In this place of appointing give the broken bread
To broken hearts, to broken lives, today.
And lift us into thanks, who are your own
By holiness made whole,
To learn to love,
And sing the resurrection laughter song.

Tuesday, April 24, 2007

Prayer

O Christ, the Saviour of the world!
O Christ our life, o Christ our light!
The word of truth on which we rest,
The Father shown to our sight!

You are the light by which we steer.
You are the life in which we grow;
The whole of knowledge, truth complete,
Through Whom, alone, our God we know.

Grant us to see, Grant us to live.
Grant us to know You, show our need,
That we might rest on you alone,
The Saviour of the world, indeed.

The messy heirs to the kingdom

Below is an illustration I did use in my last sermon. The passage I was preaching on was Mark 3:31-35 on Who is Jesus'family. I started by explaining that when Jesus defined who was in and who was out of His family He was actually saying who was in and out of His kingdom. Flesh and blood, lineage from Abraham, doesn't do it. You must be reborn "from above" (John 3) and adopted into His family. I used ben hur as a type of Roman adoption. Then we looked at some verses from Romans8 and Ephesians 1 on the benefits of being His adopted child. Then I brought in this illustration:

Watchman Nee tells about a new convert who came in deep distress to see him. "No matter how much I pray, no matter how hard I try, I simply cannot seem to be faithful to my Lord. I think I'm losing my salvation." Nee said, "Do you see this dog here? He is my dog. He is house-trained; he never makes a mess; he is obedient; he is a pure delight to me. Out in the kitchen I have a son, a baby son. He makes a mess, he throws his food around, he fouls his clothes, he is a total mess. But who is going to inherit my kingdom? Not my dog; my son is my heir. You are Jesus Christ's heir because it is for you that He died." We are Christ's heirs, not through our perfection but by means of His grace.

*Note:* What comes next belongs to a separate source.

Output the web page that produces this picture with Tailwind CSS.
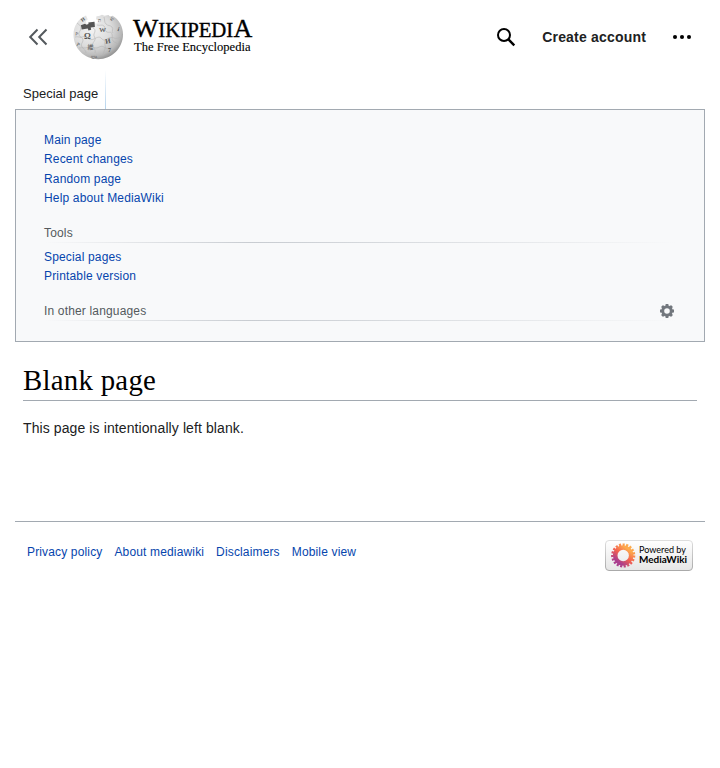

From there i finished by talking about how, if we are members of His family, we should be demonstrating the family likeness, ie love. Love is an action. Love is servanthood. if we are loving we will be involved in the messy work of digging up and weeding while Christ produces the fruit of the Spirit in us. Or we can stay clean and comfortable and just be plastic flowers!

One of those meme things

Getting To Know You...
35 questions about me

• What is your occupation? Housewife/ theology student.
• What color are your socks right now? Right now I’m barefoot. I only wear socks in winter.
• What are you listening to right now? The blessed sound of rain – our garden is getting soaked. Unfortunately not much of this rain is falling in the catchment areas for the dams. Australia’s drought is a major crisis.
• What was the last thing that you ate? Chocolate.
• Can you drive a manual car? I learned on one, and never knew what gear I was supposed to be in. haven’t driven one for nearly 30 years
• If you were a crayon, what color would you be? Deep violet.
• Last person you spoke to on the phone? One of the guys from our church who rang up wanting to speak to my husband.
• How old are you today? 52, but who’s counting?.
• Favorite drink? Mostly I drink water (the stuff that comes out the tap) But I love a small port or something like Bailey’s occasionally in the evenings
• What is your favorite sport to watch? I loathe sport apart from stuff like the Olympics and the occasional cricket match
• Have you ever dyed your hair? Yep, since I started to go grey in my early thirties. I still think of myself as a brunette
• Pets? Only goldfish
• Favorite food? Probably Italian if I had to name a category. But for a single dish, our local Indian restaurant makes a butter chicken that totally satisfies my tastebuds.
• What was the last movie you watched? Umm .. it’s been a while .. probably the last James Bond one (with my husband of course)
• What was the last book you read? Ruth Park’s 2 volume autobiography: Fence Around the Cuckoo + Fishing in the Styx
• What do you do to vent anger? Cry. Write poetry. I’m not good at getting in touch with anger. It was a forbidden emotion in my childhood
• What was your favourite toy as a child? I spent all my time reading. But Baby Sam, a black rubber doll (fearfully non-PC!!!) was the friend I took to bed and couldn’t live without.
• What is your favourite, fall or spring? I love them both. The only bad thing about autumn is that it means winter’s coming
• Hugs or kisses? I’m a hugger, it means a lot to me. But nothing's wrong with kissing either!
• Cherries or blueberries? Cherries are up there with mangoes
• Living arrangements? A house on a quarter acre block, with just my husband now the kids are all grown up
• When was the last time you cried? yesterday
• What's on the floor of your closet? Clothes that fell off their hangers
• Who is the friend you have had the longest? I have nobody from waaay back. Why is a long story, largely circumstantial
• What did you do last night? Washed my hair. Computer stuff. husband was out.
• Favorite smells? Cinnamon, fresh bread. flowers
• What inspires you? Courage. Compassion. Most of all, Jesus
• What are you afraid of? A wasted life. Boredom. rejection
• Plain, cheese or spicy hamburgers? Not a burger person
• Favorite dog breed? Not a dog person, always nervous around dogs
• Number of keys on your key ring? four
• Number of years at current job? Housewife? 29 years since I quit the paid workforce
• Favourite day of the week? No particular day. I don’t live a sufficiently routine life for that to apply!
• How many states/countries have you lived in? I’ve lived in the one area of Sydney all my life, in 2 different suburbs.
• Favorite holidays? Christmas and Easter. They’re the ones that mean something to me.